Raymond James' recent purchase of a Canadian brokerage is just another sign of economic health and potential.
When St. Petersburg-based Raymond James Financial got ready to make a big investment, it decided to put $76-million north of the border. It bought a Canadian brokerage firm.
Lots of small investors have been looking north, too, helping turn the Canadian stock market into one of the world's top performers.
"Times have been good in Canada," said Kate Warne, Canadian market strategist for Edward Jones, a St. Louis brokerage firm.
Just how good? The Toronto Stock Exchange's TSE 300 Index is up 50 percent over the past year. By comparison, the Standard & Poor's 500 Index rose 9.9 percent and the Dow Jones Industrial Average gained a measly 1.3 percent over the same period.
A big portion of the outperformance is thanks to a single stock _ Nortel Networks Corp. of Brampton, Ontario, a producer of equipment used in the Internet's infrastructure. But the stock, which also trades on the New York Stock Exchange, hasn't been the only winner.
"More recently, gains have broadened out to financial services, oil and gas and other sectors of the market," Warne said. "Even if you pull Nortel out, the other stocks (in the TSE 300) are up about 15 percent year to date, which is still one of the best performances in the world."
Higher oil prices have given a boost to stocks of oil and gas exploration and services companies, which are a big part of the Canadian economy. The weakness in the Canadian dollar also has helped by making Canadian exports more competitive in foreign markets. And although it has not been as robust as the U.S. economy, the Canadian economy is still growing with little sign of inflation.
Not surprisingly, good market conditions for investors have created opportunities for brokerage firms.
"The demographics for Canada say that in the next five to seven years, there's no reason why we shouldn't have 1,500 offices," said Gary Reamey, who heads Edward Jones' Canadian operations. The company has opened 400 one-broker offices in Canada since 1994.
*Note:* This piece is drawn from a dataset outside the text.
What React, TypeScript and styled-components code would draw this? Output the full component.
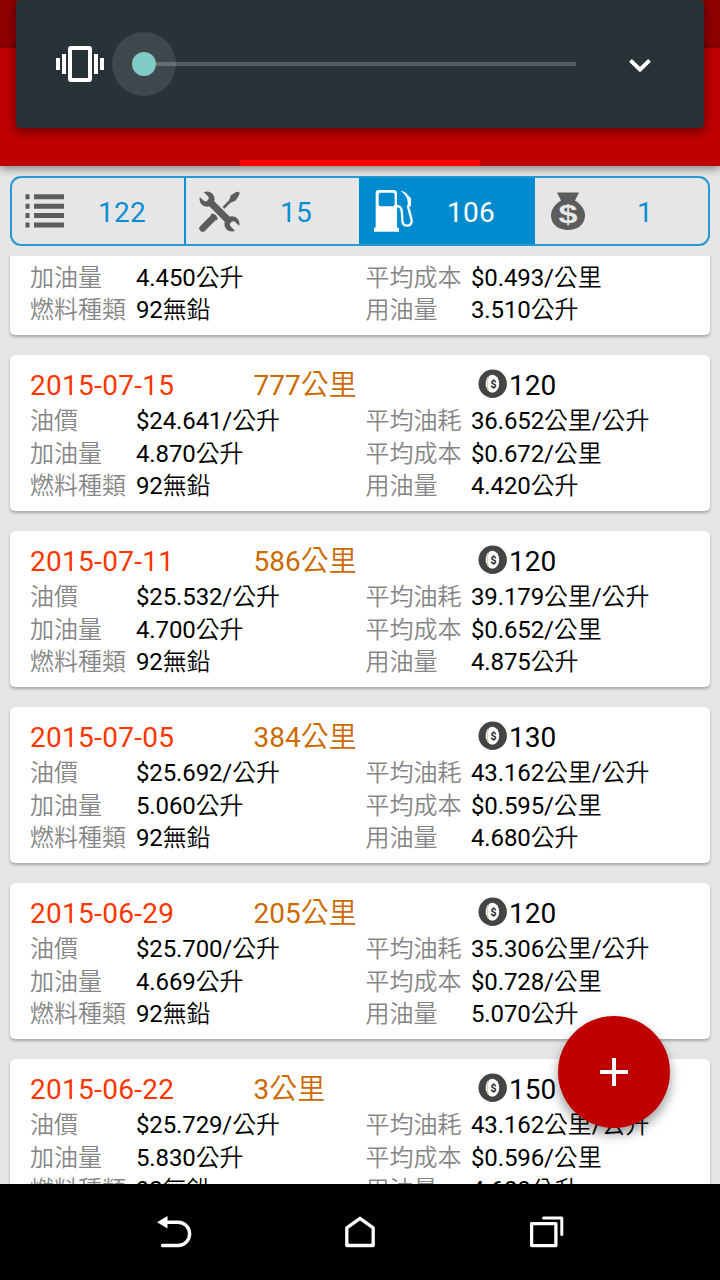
import React from 'react';
import styled, { createGlobalStyle } from 'styled-components';

const GlobalStyle = createGlobalStyle`
  * { box-sizing: border-box; }
  body { margin: 0; background: #e6e6e6; }
`;

const Screen = styled.div`
  position: relative;
  display: flex;
  flex-direction: column;
  width: 720px;
  height: 1280px;
  overflow: hidden;
  background: #e6e6e6;
  font-family: Roboto, 'Noto Sans CJK TC', sans-serif;
  color: #000;
`;

const StatusBar = styled.div`
  flex: none;
  height: 48px;
  background: #900000;
`;

const AppBar = styled.header`
  flex: none;
  display: flex;
  align-items: flex-end;
  justify-content: center;
  height: 118px;
  background: #c00000;
  box-shadow: 0 3px 8px rgba(0, 0, 0, 0.42);
`;

const TabIndicator = styled.div`
  width: 240px;
  height: 6px;
  background: #ff0000;
`;

const VolumePanel = styled.div`
  position: absolute;
  z-index: 3;
  top: 0;
  left: 16px;
  display: flex;
  align-items: center;
  width: 688px;
  height: 128px;
  padding: 0 52px 0 40px;
  border-radius: 4px;
  background: #283237;
  box-shadow: 0 3px 12px rgba(0, 0, 0, 0.5);

  svg {
    flex: none;
  }
`;

const Slider = styled.div`
  flex: none;
  display: flex;
  align-items: center;
  width: 464px;
  margin: 0 52px 0 8px;
`;

const ThumbHalo = styled.div`
  flex: none;
  display: flex;
  align-items: center;
  width: 64px;
  height: 64px;
  border-radius: 50%;
  background: #3d474c;
`;

const Thumb = styled.div`
  flex: none;
  width: 24px;
  height: 24px;
  margin-left: 20px;
  border-radius: 50%;
  background: #80cbc4;
`;

const Track = styled.div<{ $lit?: boolean }>`
  flex: 1;
  height: 4px;
  background: ${(p) => (p.$lit ? '#666d73' : '#545d62')};
`;

const FilterBar = styled.nav`
  flex: none;
  display: flex;
  height: 70px;
  margin: 10px;
  border: 2px solid #2499d3;
  border-radius: 11px;
  overflow: hidden;
`;

const FilterItem = styled.div<{ $active?: boolean; $width: number; $divider?: boolean }>`
  flex: none;
  display: flex;
  align-items: center;
  width: ${(p) => p.$width}px;
  border-right: ${(p) => (p.$divider ? '2px solid #0a8fd0' : '0')};
  background: ${(p) => (p.$active ? '#018bcf' : 'transparent')};
  color: ${(p) => (p.$active ? '#fff' : '#0a8ed2')};
  font-size: 28px;
  line-height: 32px;
`;

const FilterIcon = styled.span<{ $inset?: number }>`
  display: flex;
  justify-content: center;
  width: 42px;
  margin-left: ${(p) => p.$inset ?? 12}px;
`;

const FilterCount = styled.span`
  width: 100px;
  margin: 4px 0 0 6px;
  letter-spacing: 0.3px;
  text-align: center;
`;

const ListViewport = styled.main`
  flex: 1;
  min-height: 0;
  overflow: hidden;
`;

const RecordList = styled.div`
  display: flex;
  flex-direction: column;
  gap: 20px;
  margin-top: -77px;
  padding: 0 10px;
`;

const Card = styled.article`
  flex: none;
  height: 156px;
  padding: 14px 20px 0;
  border-radius: 5px;
  background: #fff;
  box-shadow: 0 2px 3px rgba(0, 0, 0, 0.28);
`;

const CardHeader = styled.div`
  display: grid;
  grid-template-columns: 223.5px 224.5px 1fr;
  height: 36px;
  font-size: 28px;
  line-height: 34px;
  white-space: nowrap;
`;

const DateText = styled.span`
  color: #ff3600;
  letter-spacing: 0.3px;
`;

const Distance = styled.span`
  color: #cc6a00;
`;

const Cost = styled.span`
  display: flex;
  gap: 2px;
`;

const Details = styled.div`
  display: grid;
  grid-template-columns: 106px 229.5px 105.5px 1fr;
  grid-auto-rows: 32.6px;
  font-size: 24px;
  line-height: 33px;
  white-space: nowrap;
`;

const Label = styled.span`
  color: #858585;
  font-weight: 350;
`;

const Value = styled.span`
  letter-spacing: -0.13px;
`;

const Han = styled.span`
  font-weight: 350;
`;

const AddButton = styled.button`
  position: absolute;
  z-index: 2;
  left: 558px;
  top: 1016px;
  display: flex;
  align-items: center;
  justify-content: center;
  width: 112px;
  height: 112px;
  padding: 0;
  border: 0;
  border-radius: 50%;
  background: #c00000;
  box-shadow: 0 6px 12px rgba(0, 0, 0, 0.4);
`;

const NavigationBar = styled.footer`
  flex: none;
  display: flex;
  align-items: center;
  gap: 153px;
  height: 96px;
  padding-left: 157px;
  background: #000;

  svg:last-child {
    margin-left: 2px;
  }
`;

const VibrateIcon = () => (
  <svg width="48" height="36" viewBox="0 0 48 36" fill="#fff">
    <rect x="14" y="2" width="20" height="32" rx="1" fill="none" stroke="#fff" strokeWidth="4" />
    <path d="M0 12h4v12H0zM6 8h4v20H6zM38 8h4v20h-4zM44 12h4v12h-4z" />
  </svg>
);

const ChevronIcon = () => (
  <svg width="24" height="16" viewBox="0 0 24 16">
    <path d="M2.500 4.400 12 13.600 21.500 4.400" fill="none" stroke="#fff" strokeWidth="4" />
  </svg>
);

const ListIcon = () => (
  <svg width="40" height="34" viewBox="0 0 40 34" fill="#5c5c5c">
    {[0, 9.4, 18.8, 28.2].map((y) => (
      <path key={y} d={`M0.500 ${y + 0.3}h4v5h-4zM9 ${y + 0.3}h30v5H9z`} />
    ))}
  </svg>
);

const ToolsIcon = () => (
  <svg width="41" height="41" viewBox="-1 -1 122 122" fill="#5c5c5c" stroke="#5c5c5c">
    <defs>
      <mask id="jaws" maskUnits="userSpaceOnUse" x="-5" y="-5" width="130" height="130">
        <rect x="-5" y="-5" width="130" height="130" fill="#fff" stroke="none" />
        <path d="M-6 -3 18 20M125 123 101 99" stroke="#000" strokeWidth="19" strokeLinecap="round" />
      </mask>
    </defs>
    <g mask="url(#jaws)">
      <circle cx="23" cy="23" r="22.500" stroke="none" />
      <circle cx="97" cy="97" r="22.500" stroke="none" />
      <path d="M31 31 89 89" strokeWidth="21" />
    </g>
    <path d="M10 110 42 78" strokeWidth="20" strokeLinecap="round" />
    <path d="M34 69 38 65 56 81 50 87z" stroke="none" />
    <path d="M72 49 96 25" strokeWidth="8" />
    <path d="M89 26 94 12 110 2 117 1 120 5 118 12 108 27 95 33z" stroke="none" />
  </svg>
);

const FuelIcon = () => (
  <svg width="40" height="42" viewBox="0 0 120 126">
    <path
      fill="#fff"
      fillRule="evenodd"
      d="M5 113V10Q5 0 15 0H59Q69 0 69 10V113H75V125H0V113zM20 8Q14 8 14 14V43Q14 49 20 49H56Q62 49 62 43V14Q62 8 56 8z"
    />
    <path
      d="M68 49C82 47 83 58 84 71C85 92 83 107 99 107C115 107 115 91 110 79L104 57Q101 50 105 41"
      fill="none"
      stroke="#fff"
      strokeWidth="7"
    />
    <path d="M80 3Q94 4 101 15L111 25V49H103L99 25Q94 12 80 3z" fill="#fff" />
  </svg>
);

const MoneyBagIcon = () => (
  <svg width="34" height="39" viewBox="0 0 34 39">
    <path d="M6 .5H28L23.500 9.500H10.500z" fill="#5c5c5c" />
    <path
      d="M11 8H23C29 11 34 17 34 23.500C34 33 26 38 17 38S0 33 0 23.500C0 17 5 11 11 8z"
      fill="#5c5c5c"
    />
    <text
      x="17"
      y="31"
      textAnchor="middle"
      fill="#e6e6e6"
      fontFamily="'Liberation Sans', sans-serif"
      fontWeight="700"
      fontSize="25"
      textLength="19"
      lengthAdjust="spacingAndGlyphs"
    >
      $
    </text>
  </svg>
);

const CoinIcon = () => (
  <svg width="29" height="29" viewBox="0 0 29 29">
    <circle cx="14.700" cy="14.700" r="14.200" fill="#444" />
    <ellipse cx="14.400" cy="14.700" rx="6.800" ry="9" fill="#fff" />
    <path d="M10.700 7.200Q7.700 14.700 10.700 22.200" fill="none" stroke="#777" strokeWidth="0.800" strokeDasharray="1.500 1" />
    <text
      x="15.400"
      y="18.500"
      textAnchor="middle"
      fill="#222"
      fontFamily="Roboto, sans-serif"
      fontWeight="700"
      fontSize="10.500"
    >
      $
    </text>
  </svg>
);

const PlusIcon = () => (
  <svg width="28" height="28" viewBox="0 0 28 28">
    <path d="M14 0V28M0 14H28" stroke="#fff" strokeWidth="4" />
  </svg>
);

const BackIcon = () => (
  <svg width="35" height="32" viewBox="0 0 35 32">
    <path d="M0 6.200 10.500 0V12.400z" fill="#fff" />
    <path
      d="M9 6.200H21A11.600 11.600 0 0 1 21 29.500H5.500"
      fill="none"
      stroke="#fff"
      strokeWidth="3.400"
      strokeLinecap="round"
    />
  </svg>
);

const HomeIcon = () => (
  <svg width="30" height="32" viewBox="0 0 30 32">
    <path
      d="M1.800 29.500V11.800L15 2.300 28.200 11.800V29.500z"
      fill="none"
      stroke="#fff"
      strokeWidth="3.300"
      strokeLinejoin="round"
    />
  </svg>
);

const RecentsIcon = () => (
  <svg width="34" height="32" viewBox="0 0 34 32" fill="none" stroke="#fff" strokeLinejoin="round">
    <rect x="1.600" y="7.600" width="24.300" height="22" strokeWidth="3.300" />
    <path d="M13.600 2.100H31.800V18.600" strokeWidth="3" strokeLinecap="round" />
  </svg>
);

interface FuelRecord {
  date: string;
  distance: string;
  cost: string;
  price: string;
  volume: string;
  economy: string;
  average: string;
  used: string;
}

const records: FuelRecord[] = [
  { date: '', distance: '', cost: '', price: '', volume: '4.450', economy: '', average: '0.493', used: '3.510' },
  { date: '2015-07-15', distance: '777', cost: '120', price: '24.641', volume: '4.870', economy: '36.652', average: '0.672', used: '4.420' },
  { date: '2015-07-11', distance: '586', cost: '120', price: '25.532', volume: '4.700', economy: '39.179', average: '0.652', used: '4.875' },
  { date: '2015-07-05', distance: '384', cost: '130', price: '25.692', volume: '5.060', economy: '43.162', average: '0.595', used: '4.680' },
  { date: '2015-06-29', distance: '205', cost: '120', price: '25.700', volume: '4.669', economy: '35.306', average: '0.728', used: '5.070' },
  { date: '2015-06-22', distance: '3', cost: '150', price: '25.729', volume: '5.830', economy: '43.162', average: '0.596', used: '4.680' },
];

/* Sets the Chinese runs of a string in a slightly lighter weight than its digits. */
const Mixed = ({ text }: { text: string }) => (
  <>
    {text.split(/([\u4e00-\u9fff]+)/).map((part, i) => (i % 2 ? <Han key={i}>{part}</Han> : part))}
  </>
);

const RecordCard = ({ record }: { record: FuelRecord }) => (
  <Card>
    <CardHeader>
      {record.date && (
        <>
          <DateText>{record.date}</DateText>
          <Distance><Mixed text={`${record.distance}公里`} /></Distance>
          <Cost>
            <CoinIcon />
            {record.cost}
          </Cost>
        </>
      )}
    </CardHeader>
    <Details>
      <Label>{record.price && '油價'}</Label>
      <Value>{record.price && <Mixed text={`$${record.price}/公升`} />}</Value>
      <Label>{record.economy && '平均油耗'}</Label>
      <Value>{record.economy && <Mixed text={`${record.economy}公里/公升`} />}</Value>
      <Label>加油量</Label>
      <Value><Mixed text={`${record.volume}公升`} /></Value>
      <Label>平均成本</Label>
      <Value><Mixed text={`$${record.average}/公里`} /></Value>
      <Label>燃料種類</Label>
      <Value><Mixed text="92無鉛" /></Value>
      <Label>用油量</Label>
      <Value><Mixed text={`${record.used}公升`} /></Value>
    </Details>
  </Card>
);

export default function App() {
  return (
    <Screen>
      <GlobalStyle />
      <StatusBar />
      <AppBar>
        <TabIndicator />
      </AppBar>
      <VolumePanel>
        <VibrateIcon />
        <Slider>
          <ThumbHalo>
            <Thumb />
            <Track $lit />
          </ThumbHalo>
          <Track />
        </Slider>
        <ChevronIcon />
      </VolumePanel>
      <FilterBar>
        <FilterItem $width={174} $divider>
          <FilterIcon><ListIcon /></FilterIcon>
          <FilterCount>122</FilterCount>
        </FilterItem>
        <FilterItem $width={173}>
          <FilterIcon><ToolsIcon /></FilterIcon>
          <FilterCount>15</FilterCount>
        </FilterItem>
        <FilterItem $width={176} $active>
          <FilterIcon $inset={14}><FuelIcon /></FilterIcon>
          <FilterCount>106</FilterCount>
        </FilterItem>
        <FilterItem $width={173}>
          <FilterIcon><MoneyBagIcon /></FilterIcon>
          <FilterCount>1</FilterCount>
        </FilterItem>
      </FilterBar>
      <ListViewport>
        <RecordList>
          {records.map((record, i) => (
            <RecordCard key={i} record={record} />
          ))}
        </RecordList>
      </ListViewport>
      <AddButton aria-label="新增">
        <PlusIcon />
      </AddButton>
      <NavigationBar>
        <BackIcon />
        <HomeIcon />
        <RecentsIcon />
      </NavigationBar>
    </Screen>
  );
}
Raymond James is making its move with the acquisition of Vancouver-based Goepel McDermid, an employee-owned firm with 250 brokers.
The Canadian securities market has been going through consolidation since deregulation began 13 years ago. Six Canadian banks and U.S.-based Merrill Lynch together control three-fourths of the market. But small firms are still finding opportunities to grow. Goepel McDermid now claims a 1.5 percent market share with about $103-million in annual revenues.
"We think that by teaming up with Raymond James, we're virtually certain to get 3 to 5 percent of that market in the immediately foreseeable future," Goepel McDermid president Ken Shields said. Although it will operate as a separate subsidiary, the company plans to adopt the Raymond James name as part of its expansion strategy.
"We just started moving into Ontario, where a lot of people know Raymond James because of the stadium," Shields said, referring to the company's sponsorship of the Tampa Bay Buccaneers' football facility. "We expect to grow by adding new branches and attracting new investment advisers to our firm."
Raymond James and Goepel McDermid also will be swapping research and collaborating on investment banking, particularly in the energy sector.
Shields said Canadian interest in U.S. stocks is increasing because the government is loosening restrictions on including foreign investments in retirement accounts. That creates potential new business for Raymond James' money management subsidiaries.
"There is a lot of opportunity to grow in Canada," said Jeff Julien, Raymond James' chief financial officer. "The entire pie is growing at the same time they (Goepel McDermid) have an independent niche that could grow faster than the bank-owned niche."
Reamey at Edward Jones said Canadians are bigger savers and, on average, more conservative than their U.S. counterparts. That makes the market a good fit for companies such as Edward Jones and Goepel McDermid, which serve clients who want professional advice rather than do-it-yourself discount trades.
The brokerage firms say there are still good opportunities for individual investors, too.
Goepel McDermid's top stock recommendations include Alberta Energy Co., Westcoast Energy Inc. and Air Canada.
"Exploration and production companies in Canada are trading at right around two times cash flow," Shields said. "This group has been doing quite well, and we think it's got room to grow."
Warne at Edward Jones casts her vote for BCE Inc., a telecommunications company; Celestica Inc., an electronics equipment manufacturer; and Toronto Dominion Bank, which owns the brokerage firm TD Waterhouse. In the energy sector, she recommends buying shares of U.S.-based Exxon Mobil Corp., which has a Canadian subsidiary.
For those who prefer mutual funds, there's the Fidelity Canada Fund.
Reamey, who lived in Tampa as a child, said Canadian and U.S. investors are investing for the same reasons:
"They want to make sure they retire financially independent, that they don't have to worry about depending on someone else, that they don't pay more than their fair share of taxes, and that they make sure their children and grandchildren have good educations."